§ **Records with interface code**
.....
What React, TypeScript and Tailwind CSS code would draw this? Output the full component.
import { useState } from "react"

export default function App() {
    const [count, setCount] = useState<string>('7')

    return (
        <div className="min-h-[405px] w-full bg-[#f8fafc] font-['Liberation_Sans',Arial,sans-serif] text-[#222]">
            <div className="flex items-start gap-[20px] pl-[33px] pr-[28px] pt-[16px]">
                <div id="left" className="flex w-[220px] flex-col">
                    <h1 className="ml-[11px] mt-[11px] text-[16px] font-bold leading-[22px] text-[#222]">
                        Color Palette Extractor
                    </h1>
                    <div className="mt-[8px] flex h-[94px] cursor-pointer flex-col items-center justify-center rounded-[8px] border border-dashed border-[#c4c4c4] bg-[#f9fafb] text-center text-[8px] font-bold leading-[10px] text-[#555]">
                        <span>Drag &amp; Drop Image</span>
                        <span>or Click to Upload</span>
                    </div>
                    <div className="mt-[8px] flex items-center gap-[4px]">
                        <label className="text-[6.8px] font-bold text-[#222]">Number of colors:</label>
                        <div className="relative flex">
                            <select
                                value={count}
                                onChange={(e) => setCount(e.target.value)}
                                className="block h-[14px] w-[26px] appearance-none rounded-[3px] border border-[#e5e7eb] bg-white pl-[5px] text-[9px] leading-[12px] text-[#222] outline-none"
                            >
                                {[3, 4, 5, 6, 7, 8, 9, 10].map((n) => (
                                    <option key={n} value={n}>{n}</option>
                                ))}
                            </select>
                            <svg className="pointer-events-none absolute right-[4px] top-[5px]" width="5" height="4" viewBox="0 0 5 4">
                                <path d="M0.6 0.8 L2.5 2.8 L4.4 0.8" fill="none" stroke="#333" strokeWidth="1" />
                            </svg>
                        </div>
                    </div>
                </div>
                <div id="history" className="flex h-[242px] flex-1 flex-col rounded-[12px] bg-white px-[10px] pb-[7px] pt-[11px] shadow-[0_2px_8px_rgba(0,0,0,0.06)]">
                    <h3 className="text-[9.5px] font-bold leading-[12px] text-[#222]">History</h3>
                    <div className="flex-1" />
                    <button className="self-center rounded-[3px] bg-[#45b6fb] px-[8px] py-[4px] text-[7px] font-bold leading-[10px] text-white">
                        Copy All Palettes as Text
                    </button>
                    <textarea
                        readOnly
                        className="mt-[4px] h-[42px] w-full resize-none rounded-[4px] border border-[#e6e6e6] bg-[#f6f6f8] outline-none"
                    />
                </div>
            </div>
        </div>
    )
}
.....
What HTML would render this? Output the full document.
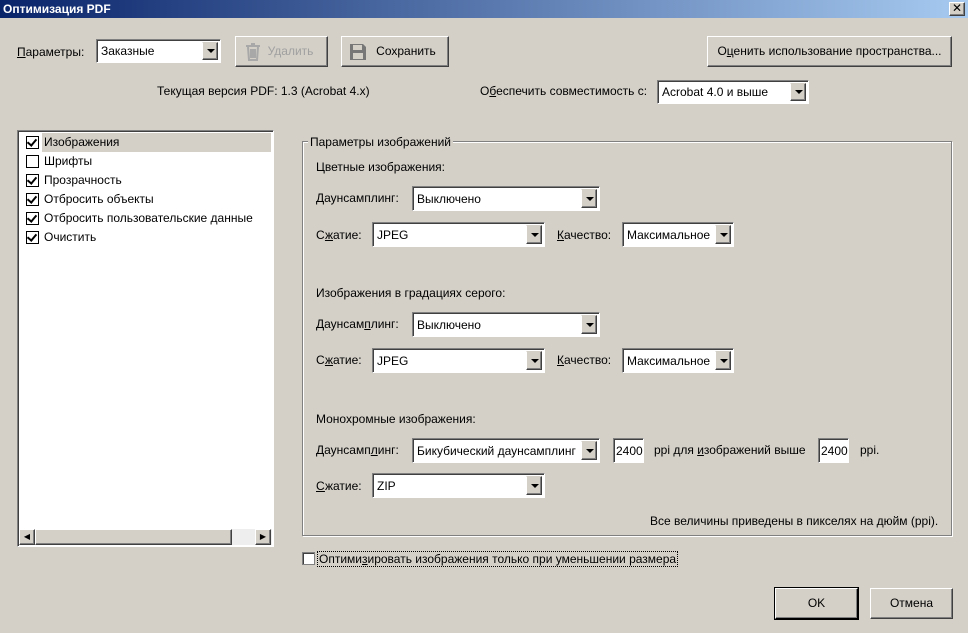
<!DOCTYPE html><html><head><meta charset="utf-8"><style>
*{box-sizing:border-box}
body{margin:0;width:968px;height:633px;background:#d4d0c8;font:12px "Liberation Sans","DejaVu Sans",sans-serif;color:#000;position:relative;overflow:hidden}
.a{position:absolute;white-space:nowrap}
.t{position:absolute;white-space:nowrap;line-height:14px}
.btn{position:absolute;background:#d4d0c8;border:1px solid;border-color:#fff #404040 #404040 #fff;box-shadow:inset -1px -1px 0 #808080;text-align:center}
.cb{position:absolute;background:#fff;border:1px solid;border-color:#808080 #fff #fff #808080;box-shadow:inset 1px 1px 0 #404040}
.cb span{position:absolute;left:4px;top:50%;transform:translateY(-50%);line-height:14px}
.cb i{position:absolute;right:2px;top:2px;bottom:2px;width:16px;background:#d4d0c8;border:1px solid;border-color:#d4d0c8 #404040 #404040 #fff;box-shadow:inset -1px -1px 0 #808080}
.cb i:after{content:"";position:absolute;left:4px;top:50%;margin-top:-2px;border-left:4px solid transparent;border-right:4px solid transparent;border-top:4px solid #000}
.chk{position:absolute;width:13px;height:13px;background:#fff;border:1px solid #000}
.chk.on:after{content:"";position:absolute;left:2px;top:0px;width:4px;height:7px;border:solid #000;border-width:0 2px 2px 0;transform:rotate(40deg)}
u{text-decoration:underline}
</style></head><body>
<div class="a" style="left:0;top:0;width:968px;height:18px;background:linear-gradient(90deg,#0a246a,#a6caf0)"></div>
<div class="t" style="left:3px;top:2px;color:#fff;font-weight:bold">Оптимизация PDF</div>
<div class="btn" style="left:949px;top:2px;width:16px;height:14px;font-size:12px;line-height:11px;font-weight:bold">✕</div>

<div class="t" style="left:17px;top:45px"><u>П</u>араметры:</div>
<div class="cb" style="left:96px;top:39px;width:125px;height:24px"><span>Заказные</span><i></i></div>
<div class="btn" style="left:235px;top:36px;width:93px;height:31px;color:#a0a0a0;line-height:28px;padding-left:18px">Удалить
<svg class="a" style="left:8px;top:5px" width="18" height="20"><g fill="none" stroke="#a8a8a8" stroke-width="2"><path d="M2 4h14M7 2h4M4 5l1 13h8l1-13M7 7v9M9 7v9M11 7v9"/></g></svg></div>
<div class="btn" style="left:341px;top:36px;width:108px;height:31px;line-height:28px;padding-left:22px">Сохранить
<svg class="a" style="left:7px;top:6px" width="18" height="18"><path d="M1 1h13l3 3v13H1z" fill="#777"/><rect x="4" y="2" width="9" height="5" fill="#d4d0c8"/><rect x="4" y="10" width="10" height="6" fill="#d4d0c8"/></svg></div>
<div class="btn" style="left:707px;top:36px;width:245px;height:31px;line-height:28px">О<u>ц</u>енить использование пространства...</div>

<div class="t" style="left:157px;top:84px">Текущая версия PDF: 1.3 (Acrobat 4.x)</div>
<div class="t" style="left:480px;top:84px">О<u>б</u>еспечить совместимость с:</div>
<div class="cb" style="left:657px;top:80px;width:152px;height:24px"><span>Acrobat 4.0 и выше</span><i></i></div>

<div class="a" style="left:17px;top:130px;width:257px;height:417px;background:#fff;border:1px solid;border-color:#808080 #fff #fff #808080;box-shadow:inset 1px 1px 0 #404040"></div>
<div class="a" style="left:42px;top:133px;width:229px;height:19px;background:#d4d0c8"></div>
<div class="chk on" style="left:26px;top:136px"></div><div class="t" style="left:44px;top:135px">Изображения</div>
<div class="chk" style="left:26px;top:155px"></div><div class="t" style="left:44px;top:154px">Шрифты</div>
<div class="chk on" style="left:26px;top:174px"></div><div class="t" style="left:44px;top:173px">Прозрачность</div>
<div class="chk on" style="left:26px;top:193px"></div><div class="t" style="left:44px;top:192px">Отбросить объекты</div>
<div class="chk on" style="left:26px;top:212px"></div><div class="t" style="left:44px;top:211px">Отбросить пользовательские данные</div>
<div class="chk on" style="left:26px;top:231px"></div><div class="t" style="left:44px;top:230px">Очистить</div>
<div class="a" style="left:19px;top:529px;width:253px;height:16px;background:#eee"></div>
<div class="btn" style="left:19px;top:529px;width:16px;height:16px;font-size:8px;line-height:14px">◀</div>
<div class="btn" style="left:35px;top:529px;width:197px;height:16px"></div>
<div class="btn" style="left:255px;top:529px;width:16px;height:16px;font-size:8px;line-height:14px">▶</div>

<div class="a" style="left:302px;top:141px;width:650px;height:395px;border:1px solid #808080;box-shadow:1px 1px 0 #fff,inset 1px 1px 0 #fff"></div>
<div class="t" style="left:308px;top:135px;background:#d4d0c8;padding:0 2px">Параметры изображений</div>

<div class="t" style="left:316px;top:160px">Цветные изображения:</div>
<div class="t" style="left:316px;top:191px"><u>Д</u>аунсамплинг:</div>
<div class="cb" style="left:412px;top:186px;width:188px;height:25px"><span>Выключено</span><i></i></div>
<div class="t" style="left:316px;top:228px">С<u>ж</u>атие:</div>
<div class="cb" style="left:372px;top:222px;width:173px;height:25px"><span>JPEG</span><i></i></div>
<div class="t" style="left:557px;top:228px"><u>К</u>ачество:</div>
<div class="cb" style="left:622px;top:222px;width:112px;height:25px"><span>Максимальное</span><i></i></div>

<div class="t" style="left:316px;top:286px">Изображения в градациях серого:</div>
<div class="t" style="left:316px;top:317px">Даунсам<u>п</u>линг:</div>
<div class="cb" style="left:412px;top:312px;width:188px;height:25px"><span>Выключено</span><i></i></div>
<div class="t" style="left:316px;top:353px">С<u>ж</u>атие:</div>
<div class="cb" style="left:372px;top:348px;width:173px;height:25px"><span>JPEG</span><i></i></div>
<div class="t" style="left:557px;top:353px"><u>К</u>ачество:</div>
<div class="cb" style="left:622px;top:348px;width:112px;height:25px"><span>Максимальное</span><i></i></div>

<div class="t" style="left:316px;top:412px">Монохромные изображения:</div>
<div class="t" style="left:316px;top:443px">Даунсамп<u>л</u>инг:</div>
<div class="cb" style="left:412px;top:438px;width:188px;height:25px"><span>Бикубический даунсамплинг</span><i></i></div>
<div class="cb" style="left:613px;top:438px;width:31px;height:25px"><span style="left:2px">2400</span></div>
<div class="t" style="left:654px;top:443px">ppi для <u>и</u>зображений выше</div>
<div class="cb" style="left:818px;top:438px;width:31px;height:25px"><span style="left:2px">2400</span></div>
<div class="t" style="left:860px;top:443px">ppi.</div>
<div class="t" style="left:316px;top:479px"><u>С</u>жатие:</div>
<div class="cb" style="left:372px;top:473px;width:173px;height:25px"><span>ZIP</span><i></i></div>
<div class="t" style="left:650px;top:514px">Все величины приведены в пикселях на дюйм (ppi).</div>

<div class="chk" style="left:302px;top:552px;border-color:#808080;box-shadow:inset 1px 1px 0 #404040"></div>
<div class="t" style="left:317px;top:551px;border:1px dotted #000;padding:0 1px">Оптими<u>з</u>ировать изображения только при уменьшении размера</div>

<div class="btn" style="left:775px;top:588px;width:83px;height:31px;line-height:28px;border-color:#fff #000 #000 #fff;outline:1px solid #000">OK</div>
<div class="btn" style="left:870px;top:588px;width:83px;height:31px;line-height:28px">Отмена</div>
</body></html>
.....
All lines in the listing above from the line containing "What React, TypeScript" to the line containing "const [count, setCount]", inclusive, should be retyped exactly; no other lines should appear.

§ **Final result**
What React, TypeScript and Tailwind CSS code would draw this? Output the full component.
import { useState } from "react"

export default function App() {
    const [count, setCount] = useState<string>('7')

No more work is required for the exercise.